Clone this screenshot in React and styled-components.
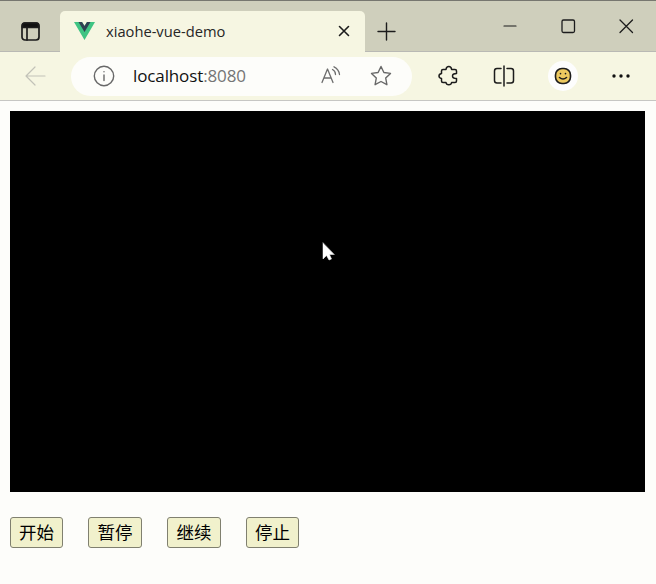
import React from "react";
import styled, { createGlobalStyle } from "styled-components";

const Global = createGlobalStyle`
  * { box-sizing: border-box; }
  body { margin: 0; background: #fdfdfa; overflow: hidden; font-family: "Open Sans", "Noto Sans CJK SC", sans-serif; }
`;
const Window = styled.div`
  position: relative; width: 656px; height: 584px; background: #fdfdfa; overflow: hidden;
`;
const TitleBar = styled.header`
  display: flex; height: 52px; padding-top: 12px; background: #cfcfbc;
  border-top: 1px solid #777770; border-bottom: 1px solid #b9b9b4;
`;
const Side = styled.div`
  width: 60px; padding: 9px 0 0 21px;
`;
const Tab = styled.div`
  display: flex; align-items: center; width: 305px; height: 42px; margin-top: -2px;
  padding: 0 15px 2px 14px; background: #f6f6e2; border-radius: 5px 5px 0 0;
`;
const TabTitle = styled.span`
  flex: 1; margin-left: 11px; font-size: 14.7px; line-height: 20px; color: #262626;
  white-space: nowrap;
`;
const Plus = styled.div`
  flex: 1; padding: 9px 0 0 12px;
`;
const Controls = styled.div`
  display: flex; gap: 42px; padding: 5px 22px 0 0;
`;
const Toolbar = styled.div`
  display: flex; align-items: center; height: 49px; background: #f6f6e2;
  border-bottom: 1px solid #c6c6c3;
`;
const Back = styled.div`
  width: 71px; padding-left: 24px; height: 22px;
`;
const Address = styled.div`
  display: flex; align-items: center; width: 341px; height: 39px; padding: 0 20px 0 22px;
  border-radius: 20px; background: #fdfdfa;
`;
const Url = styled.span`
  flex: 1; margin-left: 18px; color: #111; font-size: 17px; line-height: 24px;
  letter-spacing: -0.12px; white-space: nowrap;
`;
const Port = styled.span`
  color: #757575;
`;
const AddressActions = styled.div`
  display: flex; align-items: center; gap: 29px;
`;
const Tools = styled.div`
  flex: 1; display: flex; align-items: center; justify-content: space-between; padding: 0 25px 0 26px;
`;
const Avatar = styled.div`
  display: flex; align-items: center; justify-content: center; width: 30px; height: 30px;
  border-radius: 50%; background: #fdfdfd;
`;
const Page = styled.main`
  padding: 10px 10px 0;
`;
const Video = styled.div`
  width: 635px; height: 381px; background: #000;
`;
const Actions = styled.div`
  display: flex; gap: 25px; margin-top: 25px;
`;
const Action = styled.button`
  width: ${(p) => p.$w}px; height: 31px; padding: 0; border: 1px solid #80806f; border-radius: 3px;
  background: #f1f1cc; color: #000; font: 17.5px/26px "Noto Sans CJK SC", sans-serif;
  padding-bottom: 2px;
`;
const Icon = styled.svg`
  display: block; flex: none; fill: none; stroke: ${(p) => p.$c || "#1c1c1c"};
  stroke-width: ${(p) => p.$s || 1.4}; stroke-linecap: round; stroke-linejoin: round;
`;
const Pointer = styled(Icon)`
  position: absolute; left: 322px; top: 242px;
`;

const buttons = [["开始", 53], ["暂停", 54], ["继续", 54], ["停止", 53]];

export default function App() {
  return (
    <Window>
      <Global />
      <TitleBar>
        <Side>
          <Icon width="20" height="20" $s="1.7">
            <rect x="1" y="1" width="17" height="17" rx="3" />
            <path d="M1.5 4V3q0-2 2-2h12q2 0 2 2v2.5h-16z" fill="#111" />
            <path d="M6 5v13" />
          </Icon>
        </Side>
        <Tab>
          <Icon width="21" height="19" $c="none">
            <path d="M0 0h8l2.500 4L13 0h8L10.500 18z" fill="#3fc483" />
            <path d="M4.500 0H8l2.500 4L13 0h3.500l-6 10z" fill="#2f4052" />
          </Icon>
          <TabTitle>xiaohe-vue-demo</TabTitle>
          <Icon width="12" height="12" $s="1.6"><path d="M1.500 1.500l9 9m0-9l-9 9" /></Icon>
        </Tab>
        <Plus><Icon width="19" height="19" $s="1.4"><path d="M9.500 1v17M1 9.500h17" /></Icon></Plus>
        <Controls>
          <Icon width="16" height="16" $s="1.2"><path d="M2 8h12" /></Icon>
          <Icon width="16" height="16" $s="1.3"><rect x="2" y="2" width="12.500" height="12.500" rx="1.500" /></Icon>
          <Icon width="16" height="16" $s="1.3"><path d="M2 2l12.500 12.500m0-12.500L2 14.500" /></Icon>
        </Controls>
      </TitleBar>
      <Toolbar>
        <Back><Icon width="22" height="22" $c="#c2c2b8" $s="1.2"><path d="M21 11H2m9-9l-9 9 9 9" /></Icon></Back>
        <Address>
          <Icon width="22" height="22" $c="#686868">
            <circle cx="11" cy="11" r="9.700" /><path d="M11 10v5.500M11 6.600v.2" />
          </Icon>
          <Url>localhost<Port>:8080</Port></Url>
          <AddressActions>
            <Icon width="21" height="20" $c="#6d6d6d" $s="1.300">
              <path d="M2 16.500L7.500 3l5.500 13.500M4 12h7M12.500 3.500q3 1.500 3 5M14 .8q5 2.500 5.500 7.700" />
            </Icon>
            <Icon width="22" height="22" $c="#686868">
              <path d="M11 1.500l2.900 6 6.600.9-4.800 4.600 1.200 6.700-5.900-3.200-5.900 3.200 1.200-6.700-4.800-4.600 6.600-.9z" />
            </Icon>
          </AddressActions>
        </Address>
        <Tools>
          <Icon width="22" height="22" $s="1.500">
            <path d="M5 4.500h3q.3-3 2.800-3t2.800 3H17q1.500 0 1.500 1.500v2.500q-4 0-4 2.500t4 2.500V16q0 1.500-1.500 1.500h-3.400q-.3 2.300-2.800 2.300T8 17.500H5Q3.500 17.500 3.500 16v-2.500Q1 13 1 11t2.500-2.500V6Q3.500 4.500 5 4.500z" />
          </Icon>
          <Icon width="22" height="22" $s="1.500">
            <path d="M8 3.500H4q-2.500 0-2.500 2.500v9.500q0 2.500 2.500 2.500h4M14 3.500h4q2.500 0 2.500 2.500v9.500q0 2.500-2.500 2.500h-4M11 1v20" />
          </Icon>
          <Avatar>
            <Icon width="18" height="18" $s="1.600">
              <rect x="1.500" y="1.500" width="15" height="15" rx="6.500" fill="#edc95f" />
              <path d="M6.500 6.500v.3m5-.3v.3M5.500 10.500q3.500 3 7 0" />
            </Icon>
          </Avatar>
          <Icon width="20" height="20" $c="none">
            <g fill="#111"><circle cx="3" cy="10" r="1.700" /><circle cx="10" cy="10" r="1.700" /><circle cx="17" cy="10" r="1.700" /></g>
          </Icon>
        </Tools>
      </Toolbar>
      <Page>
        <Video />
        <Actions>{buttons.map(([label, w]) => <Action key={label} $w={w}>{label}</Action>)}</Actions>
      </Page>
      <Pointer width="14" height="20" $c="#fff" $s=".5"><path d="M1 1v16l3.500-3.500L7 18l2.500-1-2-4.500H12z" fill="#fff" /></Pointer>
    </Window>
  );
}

-=-=-

_Instructions to follow_. Transcribe the material exactly, and leave out whatever pictures it holds.

_Task response_.
Clone this screenshot in React and styled-components.
import React from "react";
import styled, { createGlobalStyle } from "styled-components";

const Global = createGlobalStyle`
  * { box-sizing: border-box; }
  body { margin: 0; background: #fdfdfa; overflow: hidden; font-family: "Open Sans", "Noto Sans CJK SC", sans-serif; }
`;
const Window = styled.div`
  position: relative; width: 656px; height: 584px; background: #fdfdfa; overflow: hidden;
`;
const TitleBar = styled.header`
  display: flex; height: 52px; padding-top: 12px; background: #cfcfbc;
  border-top: 1px solid #777770; border-bottom: 1px solid #b9b9b4;
`;
const Side = styled.div`
  width: 60px; padding: 9px 0 0 21px;
`;
const Tab = styled.div`
  display: flex; align-items: center; width: 305px; height: 42px; margin-top: -2px;
  padding: 0 15px 2px 14px; background: #f6f6e2; border-radius: 5px 5px 0 0;
`;
const TabTitle = styled.span`
  flex: 1; margin-left: 11px; font-size: 14.7px; line-height: 20px; color: #262626;
  white-space: nowrap;
`;
const Plus = styled.div`
  flex: 1; padding: 9px 0 0 12px;
`;
const Controls = styled.div`
  display: flex; gap: 42px; padding: 5px 22px 0 0;
`;
const Toolbar = styled.div`
  display: flex; align-items: center; height: 49px; background: #f6f6e2;
  border-bottom: 1px solid #c6c6c3;
`;
const Back = styled.div`
  width: 71px; padding-left: 24px; height: 22px;
`;
const Address = styled.div`
  display: flex; align-items: center; width: 341px; height: 39px; padding: 0 20px 0 22px;
  border-radius: 20px; background: #fdfdfa;
`;
const Url = styled.span`
  flex: 1; margin-left: 18px; color: #111; font-size: 17px; line-height: 24px;
  letter-spacing: -0.12px; white-space: nowrap;
`;
const Port = styled.span`
  color: #757575;
`;
const AddressActions = styled.div`
  display: flex; align-items: center; gap: 29px;
`;
const Tools = styled.div`
  flex: 1; display: flex; align-items: center; justify-content: space-between; padding: 0 25px 0 26px;
`;
const Avatar = styled.div`
  display: flex; align-items: center; justify-content: center; width: 30px; height: 30px;
  border-radius: 50%; background: #fdfdfd;
`;
const Page = styled.main`
  padding: 10px 10px 0;
`;
const Video = styled.div`
  width: 635px; height: 381px; background: #000;
`;
const Actions = styled.div`
  display: flex; gap: 25px; margin-top: 25px;
`;
const Action = styled.button`
  width: ${(p) => p.$w}px; height: 31px; padding: 0; border: 1px solid #80806f; border-radius: 3px;
  background: #f1f1cc; color: #000; font: 17.5px/26px "Noto Sans CJK SC", sans-serif;
  padding-bottom: 2px;
`;
const Icon = styled.svg`
  display: block; flex: none; fill: none; stroke: ${(p) => p.$c || "#1c1c1c"};
  stroke-width: ${(p) => p.$s || 1.4}; stroke-linecap: round; stroke-linejoin: round;
`;
const Pointer = styled(Icon)`
  position: absolute; left: 322px; top: 242px;
`;

const buttons = [["开始", 53], ["暂停", 54], ["继续", 54], ["停止", 53]];

export default function App() {
  return (
    <Window>
      <Global />
      <TitleBar>
        <Side>
          <Icon width="20" height="20" $s="1.7">
            <rect x="1" y="1" width="17" height="17" rx="3" />
            <path d="M1.5 4V3q0-2 2-2h12q2 0 2 2v2.5h-16z" fill="#111" />
            <path d="M6 5v13" />
          </Icon>
        </Side>
        <Tab>
          <Icon width="21" height="19" $c="none">
            <path d="M0 0h8l2.500 4L13 0h8L10.500 18z" fill="#3fc483" />
            <path d="M4.500 0H8l2.500 4L13 0h3.500l-6 10z" fill="#2f4052" />
          </Icon>
          <TabTitle>xiaohe-vue-demo</TabTitle>
          <Icon width="12" height="12" $s="1.6"><path d="M1.500 1.500l9 9m0-9l-9 9" /></Icon>
        </Tab>
        <Plus><Icon width="19" height="19" $s="1.4"><path d="M9.500 1v17M1 9.500h17" /></Icon></Plus>
        <Controls>
          <Icon width="16" height="16" $s="1.2"><path d="M2 8h12" /></Icon>
          <Icon width="16" height="16" $s="1.3"><rect x="2" y="2" width="12.500" height="12.500" rx="1.500" /></Icon>
          <Icon width="16" height="16" $s="1.3"><path d="M2 2l12.500 12.500m0-12.500L2 14.500" /></Icon>
        </Controls>
      </TitleBar>
      <Toolbar>
        <Back><Icon width="22" height="22" $c="#c2c2b8" $s="1.2"><path d="M21 11H2m9-9l-9 9 9 9" /></Icon></Back>
        <Address>
          <Icon width="22" height="22" $c="#686868">
            <circle cx="11" cy="11" r="9.700" /><path d="M11 10v5.500M11 6.600v.2" />
          </Icon>
          <Url>localhost<Port>:8080</Port></Url>
          <AddressActions>
            <Icon width="21" height="20" $c="#6d6d6d" $s="1.300">
              <path d="M2 16.500L7.500 3l5.500 13.500M4 12h7M12.500 3.500q3 1.500 3 5M14 .8q5 2.500 5.500 7.700" />
            </Icon>
            <Icon width="22" height="22" $c="#686868">
              <path d="M11 1.500l2.900 6 6.600.9-4.800 4.600 1.200 6.700-5.900-3.200-5.900 3.200 1.200-6.700-4.800-4.600 6.600-.9z" />
            </Icon>
          </AddressActions>
        </Address>
        <Tools>
          <Icon width="22" height="22" $s="1.500">
            <path d="M5 4.500h3q.3-3 2.800-3t2.800 3H17q1.500 0 1.500 1.500v2.500q-4 0-4 2.500t4 2.500V16q0 1.500-1.500 1.500h-3.400q-.3 2.300-2.800 2.300T8 17.500H5Q3.500 17.500 3.500 16v-2.500Q1 13 1 11t2.500-2.500V6Q3.500 4.500 5 4.500z" />
          </Icon>
          <Icon width="22" height="22" $s="1.500">
            <path d="M8 3.500H4q-2.500 0-2.500 2.500v9.500q0 2.500 2.500 2.500h4M14 3.500h4q2.500 0 2.500 2.500v9.500q0 2.500-2.500 2.500h-4M11 1v20" />
          </Icon>
          <Avatar>
            <Icon width="18" height="18" $s="1.600">
              <rect x="1.500" y="1.500" width="15" height="15" rx="6.500" fill="#edc95f" />
              <path d="M6.500 6.500v.3m5-.3v.3M5.500 10.500q3.500 3 7 0" />
            </Icon>
          </Avatar>
          <Icon width="20" height="20" $c="none">
            <g fill="#111"><circle cx="3" cy="10" r="1.700" /><circle cx="10" cy="10" r="1.700" /><circle cx="17" cy="10" r="1.700" /></g>
          </Icon>
        </Tools>
      </Toolbar>
      <Page>
        <Video />
        <Actions>{buttons.map(([label, w]) => <Action key={label} $w={w}>{label}</Action>)}</Actions>
      </Page>
      <Pointer width="14" height="20" $c="#fff" $s=".5"><path d="M1 1v16l3.500-3.500L7 18l2.500-1-2-4.500H12z" fill="#fff" /></Pointer>
    </Window>
  );
}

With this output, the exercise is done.